At the other end of the spectrum, owners of the 24 houses on Sherbrooke Drive, a Charlotte cul-de-sac about five miles from Myers Park, could become a builder’s fondest dream. They put their combined 17 acres on the market last year and hope to sell to a developer who could build 80 condominiums. They were motivated by dollar signs, as well as the fear that builders might buy their houses one by one and slowly change the nature of the neighborhood.
Two years ago, a builder bought a vacant lot adjoining the 50-year-old neighborhood and wanted to buy houses next to it. But the neighborhood association denied a request to waive a rule barring houses taller than one story. However, people began talking about selling their houses together to get more than they could individually, which they guessed would be about $250,000 each. They want to get double that.

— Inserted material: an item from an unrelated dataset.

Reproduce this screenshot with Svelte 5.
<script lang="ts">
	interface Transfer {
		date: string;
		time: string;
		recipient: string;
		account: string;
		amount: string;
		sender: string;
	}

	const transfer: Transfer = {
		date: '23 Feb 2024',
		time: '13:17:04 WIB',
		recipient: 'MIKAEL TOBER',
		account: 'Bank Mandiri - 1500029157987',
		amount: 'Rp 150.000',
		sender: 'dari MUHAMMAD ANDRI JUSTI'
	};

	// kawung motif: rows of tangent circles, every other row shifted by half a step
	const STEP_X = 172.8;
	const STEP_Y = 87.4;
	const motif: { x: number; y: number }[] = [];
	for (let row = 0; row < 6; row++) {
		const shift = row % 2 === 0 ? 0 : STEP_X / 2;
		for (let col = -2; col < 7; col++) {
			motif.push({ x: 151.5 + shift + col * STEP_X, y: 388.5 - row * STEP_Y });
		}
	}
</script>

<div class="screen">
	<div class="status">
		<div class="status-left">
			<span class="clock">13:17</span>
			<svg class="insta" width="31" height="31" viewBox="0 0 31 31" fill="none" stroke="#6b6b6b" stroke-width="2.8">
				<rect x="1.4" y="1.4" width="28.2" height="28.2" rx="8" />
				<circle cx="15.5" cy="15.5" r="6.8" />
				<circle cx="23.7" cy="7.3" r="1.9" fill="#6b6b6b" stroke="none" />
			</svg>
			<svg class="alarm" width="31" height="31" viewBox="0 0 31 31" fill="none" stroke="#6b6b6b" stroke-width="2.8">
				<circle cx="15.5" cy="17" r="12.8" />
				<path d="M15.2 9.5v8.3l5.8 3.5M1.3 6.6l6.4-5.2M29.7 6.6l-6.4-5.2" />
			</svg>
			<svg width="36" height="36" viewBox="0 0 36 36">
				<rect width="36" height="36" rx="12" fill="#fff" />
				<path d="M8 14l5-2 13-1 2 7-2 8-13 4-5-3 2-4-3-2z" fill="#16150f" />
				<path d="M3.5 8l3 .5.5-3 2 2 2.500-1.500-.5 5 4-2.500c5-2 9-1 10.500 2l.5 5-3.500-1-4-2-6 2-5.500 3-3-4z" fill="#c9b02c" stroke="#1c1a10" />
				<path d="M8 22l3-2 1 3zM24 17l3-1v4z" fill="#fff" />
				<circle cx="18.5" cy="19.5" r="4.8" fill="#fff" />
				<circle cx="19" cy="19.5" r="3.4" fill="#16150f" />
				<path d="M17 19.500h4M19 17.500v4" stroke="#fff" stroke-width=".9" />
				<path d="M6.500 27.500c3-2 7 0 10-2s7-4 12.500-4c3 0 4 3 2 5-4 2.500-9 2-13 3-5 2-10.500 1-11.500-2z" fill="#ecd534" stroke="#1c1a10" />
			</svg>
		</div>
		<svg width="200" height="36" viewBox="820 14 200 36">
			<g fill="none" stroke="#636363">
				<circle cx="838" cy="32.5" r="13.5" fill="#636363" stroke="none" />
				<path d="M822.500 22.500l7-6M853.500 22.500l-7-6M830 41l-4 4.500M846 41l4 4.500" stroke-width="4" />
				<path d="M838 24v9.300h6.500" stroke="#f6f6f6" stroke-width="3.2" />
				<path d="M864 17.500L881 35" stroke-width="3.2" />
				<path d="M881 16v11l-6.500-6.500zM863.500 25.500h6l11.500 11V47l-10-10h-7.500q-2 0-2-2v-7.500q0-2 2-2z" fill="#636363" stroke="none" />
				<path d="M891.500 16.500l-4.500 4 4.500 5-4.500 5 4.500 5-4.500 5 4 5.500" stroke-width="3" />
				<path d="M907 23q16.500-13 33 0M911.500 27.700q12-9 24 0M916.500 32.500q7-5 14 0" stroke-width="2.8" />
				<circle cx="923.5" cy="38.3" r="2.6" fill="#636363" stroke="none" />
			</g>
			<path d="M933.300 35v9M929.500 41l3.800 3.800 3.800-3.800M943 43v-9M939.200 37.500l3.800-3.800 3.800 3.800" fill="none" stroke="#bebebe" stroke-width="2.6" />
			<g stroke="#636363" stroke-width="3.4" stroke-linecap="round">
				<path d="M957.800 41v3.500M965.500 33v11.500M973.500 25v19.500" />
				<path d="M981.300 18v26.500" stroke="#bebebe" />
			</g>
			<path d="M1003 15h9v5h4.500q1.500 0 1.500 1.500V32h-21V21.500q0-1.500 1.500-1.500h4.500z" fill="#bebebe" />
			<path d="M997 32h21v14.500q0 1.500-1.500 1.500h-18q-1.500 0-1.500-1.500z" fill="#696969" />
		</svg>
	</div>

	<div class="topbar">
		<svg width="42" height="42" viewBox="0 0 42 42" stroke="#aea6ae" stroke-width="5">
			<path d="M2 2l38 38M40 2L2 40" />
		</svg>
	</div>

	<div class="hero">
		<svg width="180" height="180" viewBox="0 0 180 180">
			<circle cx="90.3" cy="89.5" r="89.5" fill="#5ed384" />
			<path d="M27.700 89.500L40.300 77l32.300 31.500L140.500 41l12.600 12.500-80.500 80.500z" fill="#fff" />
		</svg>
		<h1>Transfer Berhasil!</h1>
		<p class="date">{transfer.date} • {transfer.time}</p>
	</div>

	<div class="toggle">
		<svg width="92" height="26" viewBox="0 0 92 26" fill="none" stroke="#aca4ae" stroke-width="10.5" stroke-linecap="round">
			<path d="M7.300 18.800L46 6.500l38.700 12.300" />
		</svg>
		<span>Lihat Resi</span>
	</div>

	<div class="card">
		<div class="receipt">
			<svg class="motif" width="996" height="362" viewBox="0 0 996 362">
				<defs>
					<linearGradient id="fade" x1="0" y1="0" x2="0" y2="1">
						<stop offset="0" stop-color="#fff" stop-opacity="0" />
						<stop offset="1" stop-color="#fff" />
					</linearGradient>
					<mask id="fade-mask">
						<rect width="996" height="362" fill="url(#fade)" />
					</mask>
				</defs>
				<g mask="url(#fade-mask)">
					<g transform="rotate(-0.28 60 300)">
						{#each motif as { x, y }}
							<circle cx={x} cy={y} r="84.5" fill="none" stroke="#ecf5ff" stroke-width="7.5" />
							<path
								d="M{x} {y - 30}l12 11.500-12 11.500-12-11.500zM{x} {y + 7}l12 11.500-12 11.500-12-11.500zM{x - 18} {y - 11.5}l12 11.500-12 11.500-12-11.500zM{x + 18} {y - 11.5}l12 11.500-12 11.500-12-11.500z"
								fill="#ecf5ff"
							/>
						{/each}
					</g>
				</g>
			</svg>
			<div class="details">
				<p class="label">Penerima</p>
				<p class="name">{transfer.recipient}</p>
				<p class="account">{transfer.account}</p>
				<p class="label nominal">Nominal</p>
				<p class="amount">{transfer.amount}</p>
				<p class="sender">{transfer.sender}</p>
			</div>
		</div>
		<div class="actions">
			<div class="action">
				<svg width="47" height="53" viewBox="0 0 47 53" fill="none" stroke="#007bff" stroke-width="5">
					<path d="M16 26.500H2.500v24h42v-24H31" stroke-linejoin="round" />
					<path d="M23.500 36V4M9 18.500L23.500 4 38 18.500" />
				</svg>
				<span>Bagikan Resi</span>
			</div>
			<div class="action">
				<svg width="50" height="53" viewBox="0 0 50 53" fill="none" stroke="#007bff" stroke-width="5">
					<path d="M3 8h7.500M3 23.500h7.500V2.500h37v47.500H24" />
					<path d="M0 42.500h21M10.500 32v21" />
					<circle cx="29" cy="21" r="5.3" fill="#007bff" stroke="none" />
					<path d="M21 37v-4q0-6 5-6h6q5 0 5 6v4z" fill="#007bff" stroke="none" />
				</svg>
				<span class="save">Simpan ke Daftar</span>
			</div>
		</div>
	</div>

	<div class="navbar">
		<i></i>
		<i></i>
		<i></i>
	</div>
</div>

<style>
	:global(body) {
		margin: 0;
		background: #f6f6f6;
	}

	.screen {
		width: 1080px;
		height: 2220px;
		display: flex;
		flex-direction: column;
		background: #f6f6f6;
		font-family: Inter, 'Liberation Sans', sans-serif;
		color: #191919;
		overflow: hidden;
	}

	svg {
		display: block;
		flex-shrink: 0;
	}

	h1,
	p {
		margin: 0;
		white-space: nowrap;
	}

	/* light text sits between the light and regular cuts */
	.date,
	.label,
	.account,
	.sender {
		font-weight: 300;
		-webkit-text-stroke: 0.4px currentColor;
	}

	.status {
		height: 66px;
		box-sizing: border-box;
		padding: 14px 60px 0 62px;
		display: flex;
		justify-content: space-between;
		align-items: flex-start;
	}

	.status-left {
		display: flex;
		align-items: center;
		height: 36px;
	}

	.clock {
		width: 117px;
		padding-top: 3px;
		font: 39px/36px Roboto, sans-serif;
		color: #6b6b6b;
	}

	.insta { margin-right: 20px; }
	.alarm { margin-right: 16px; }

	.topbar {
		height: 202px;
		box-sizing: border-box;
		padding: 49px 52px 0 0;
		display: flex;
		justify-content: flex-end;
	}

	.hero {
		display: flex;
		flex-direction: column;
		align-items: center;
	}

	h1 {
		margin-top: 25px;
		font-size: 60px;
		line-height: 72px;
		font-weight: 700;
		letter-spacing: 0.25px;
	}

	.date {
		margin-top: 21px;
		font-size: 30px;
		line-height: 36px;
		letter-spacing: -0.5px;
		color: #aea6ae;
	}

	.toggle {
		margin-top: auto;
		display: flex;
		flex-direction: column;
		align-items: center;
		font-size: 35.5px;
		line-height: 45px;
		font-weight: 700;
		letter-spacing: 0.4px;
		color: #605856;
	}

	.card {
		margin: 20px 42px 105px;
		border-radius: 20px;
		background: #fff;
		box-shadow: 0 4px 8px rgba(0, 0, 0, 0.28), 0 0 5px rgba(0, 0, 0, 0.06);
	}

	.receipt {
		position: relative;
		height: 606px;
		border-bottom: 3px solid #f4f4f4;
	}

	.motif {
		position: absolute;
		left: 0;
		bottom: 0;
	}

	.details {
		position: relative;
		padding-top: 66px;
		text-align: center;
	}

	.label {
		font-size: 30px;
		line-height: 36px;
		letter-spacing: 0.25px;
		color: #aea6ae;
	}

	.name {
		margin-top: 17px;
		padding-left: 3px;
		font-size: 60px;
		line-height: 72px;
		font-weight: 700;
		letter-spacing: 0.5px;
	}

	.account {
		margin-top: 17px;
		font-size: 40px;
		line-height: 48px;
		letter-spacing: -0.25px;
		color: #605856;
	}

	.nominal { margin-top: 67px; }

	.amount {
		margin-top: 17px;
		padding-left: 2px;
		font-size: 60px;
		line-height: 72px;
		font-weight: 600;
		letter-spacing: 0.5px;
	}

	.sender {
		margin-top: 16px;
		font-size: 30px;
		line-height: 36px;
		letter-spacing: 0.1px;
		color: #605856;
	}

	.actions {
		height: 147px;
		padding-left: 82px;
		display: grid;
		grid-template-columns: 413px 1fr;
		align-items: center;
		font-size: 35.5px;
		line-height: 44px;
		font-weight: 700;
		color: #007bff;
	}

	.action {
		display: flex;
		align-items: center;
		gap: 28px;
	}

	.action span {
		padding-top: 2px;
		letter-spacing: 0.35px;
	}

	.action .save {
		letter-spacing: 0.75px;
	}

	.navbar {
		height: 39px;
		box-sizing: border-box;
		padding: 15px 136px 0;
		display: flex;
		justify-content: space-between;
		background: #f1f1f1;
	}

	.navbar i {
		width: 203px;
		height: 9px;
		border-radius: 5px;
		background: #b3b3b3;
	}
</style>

While Sherbrooke waits for a buyer, work goes on in Myers Park. Other parts of Charlotte and the state probably also will change, though Killian isn’t sure how much longer the numbers will work for builders. “The sales prices of these teardown houses, meaning really just lots, are getting so high, can you put the proper house on there and still be in a marketplace that’s acceptable for some buyer to buy one?” Killian asks. “That’s the $64,000 question.”
Rising interest rates or a recession could slow the teardown revolution, too. If opposition to the big houses grows, local regulations also might halt it. So far, though, nothing has dampened demand for bigger houses on expensive lots in established neighborhoods. “I’m in the business every day,” Killian says. “And I’m shocked at the amount of money that people have and are willing to spend.”